§ Required work: In the data below, locate each line with the word "React" and list it.

§ Source material:
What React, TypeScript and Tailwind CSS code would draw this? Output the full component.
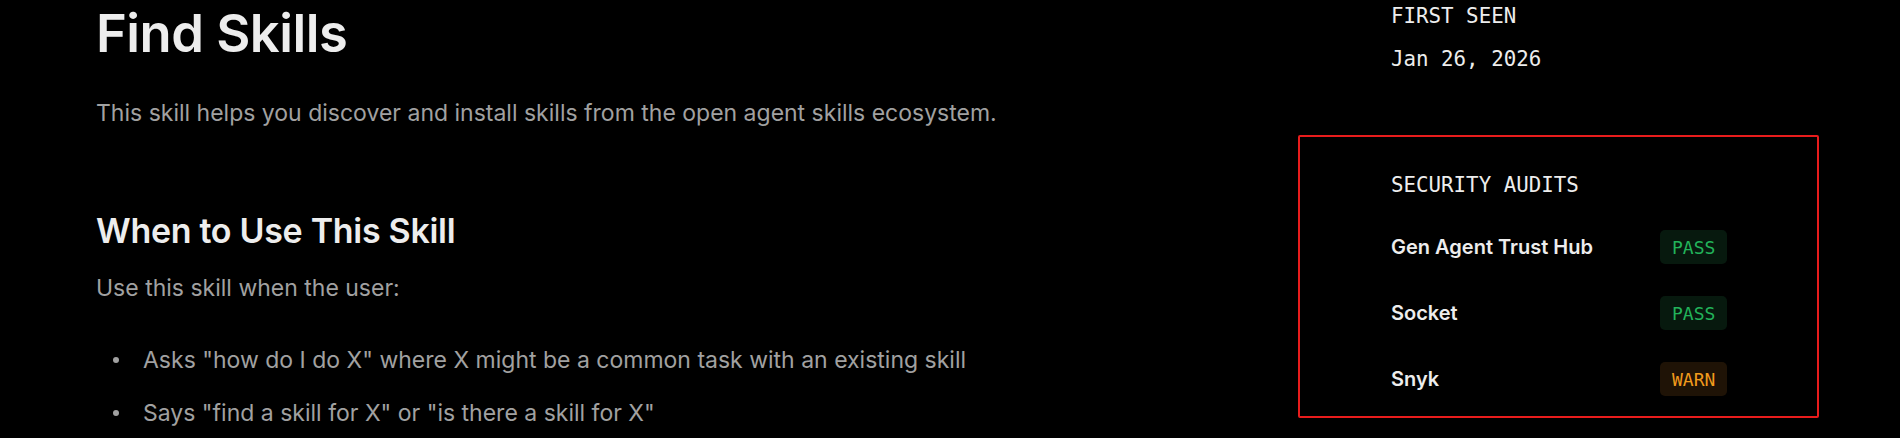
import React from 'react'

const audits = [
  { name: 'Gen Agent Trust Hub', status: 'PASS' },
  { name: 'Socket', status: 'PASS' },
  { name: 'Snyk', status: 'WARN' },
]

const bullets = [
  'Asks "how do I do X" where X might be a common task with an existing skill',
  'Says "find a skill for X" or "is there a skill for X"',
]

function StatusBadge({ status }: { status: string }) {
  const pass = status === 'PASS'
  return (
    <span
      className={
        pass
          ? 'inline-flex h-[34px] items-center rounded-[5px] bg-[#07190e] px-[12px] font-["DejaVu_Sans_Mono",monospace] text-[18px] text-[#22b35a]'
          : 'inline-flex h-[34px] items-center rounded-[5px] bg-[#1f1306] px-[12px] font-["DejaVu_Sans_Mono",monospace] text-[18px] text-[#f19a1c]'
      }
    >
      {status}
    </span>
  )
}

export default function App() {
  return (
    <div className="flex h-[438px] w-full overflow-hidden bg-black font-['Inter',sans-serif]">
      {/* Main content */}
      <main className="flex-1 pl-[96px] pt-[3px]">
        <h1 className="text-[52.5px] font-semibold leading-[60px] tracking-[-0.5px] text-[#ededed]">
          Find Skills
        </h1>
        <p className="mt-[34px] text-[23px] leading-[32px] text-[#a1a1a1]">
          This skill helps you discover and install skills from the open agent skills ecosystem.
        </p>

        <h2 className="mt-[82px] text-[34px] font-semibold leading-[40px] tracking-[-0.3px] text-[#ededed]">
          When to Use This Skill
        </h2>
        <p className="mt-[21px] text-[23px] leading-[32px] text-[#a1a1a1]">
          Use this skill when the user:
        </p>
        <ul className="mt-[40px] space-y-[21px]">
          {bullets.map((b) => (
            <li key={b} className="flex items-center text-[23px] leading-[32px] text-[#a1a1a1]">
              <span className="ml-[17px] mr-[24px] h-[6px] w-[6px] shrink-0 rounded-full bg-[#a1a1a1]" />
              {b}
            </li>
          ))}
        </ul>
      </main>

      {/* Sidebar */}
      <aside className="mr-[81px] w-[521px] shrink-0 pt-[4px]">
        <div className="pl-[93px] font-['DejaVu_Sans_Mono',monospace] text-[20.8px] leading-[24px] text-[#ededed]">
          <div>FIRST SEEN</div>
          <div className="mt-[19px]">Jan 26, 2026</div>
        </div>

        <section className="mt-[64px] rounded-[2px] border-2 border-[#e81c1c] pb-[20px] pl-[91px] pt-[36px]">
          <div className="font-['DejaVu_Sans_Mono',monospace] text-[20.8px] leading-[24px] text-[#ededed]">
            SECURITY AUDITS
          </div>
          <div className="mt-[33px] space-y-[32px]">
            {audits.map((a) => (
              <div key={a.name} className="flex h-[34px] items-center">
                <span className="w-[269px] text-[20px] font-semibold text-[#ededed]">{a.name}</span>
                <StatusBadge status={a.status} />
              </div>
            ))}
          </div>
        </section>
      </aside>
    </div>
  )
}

§ Answer to this exercise:
What React, TypeScript and Tailwind CSS code would draw this? Output the full component.
import React from 'react'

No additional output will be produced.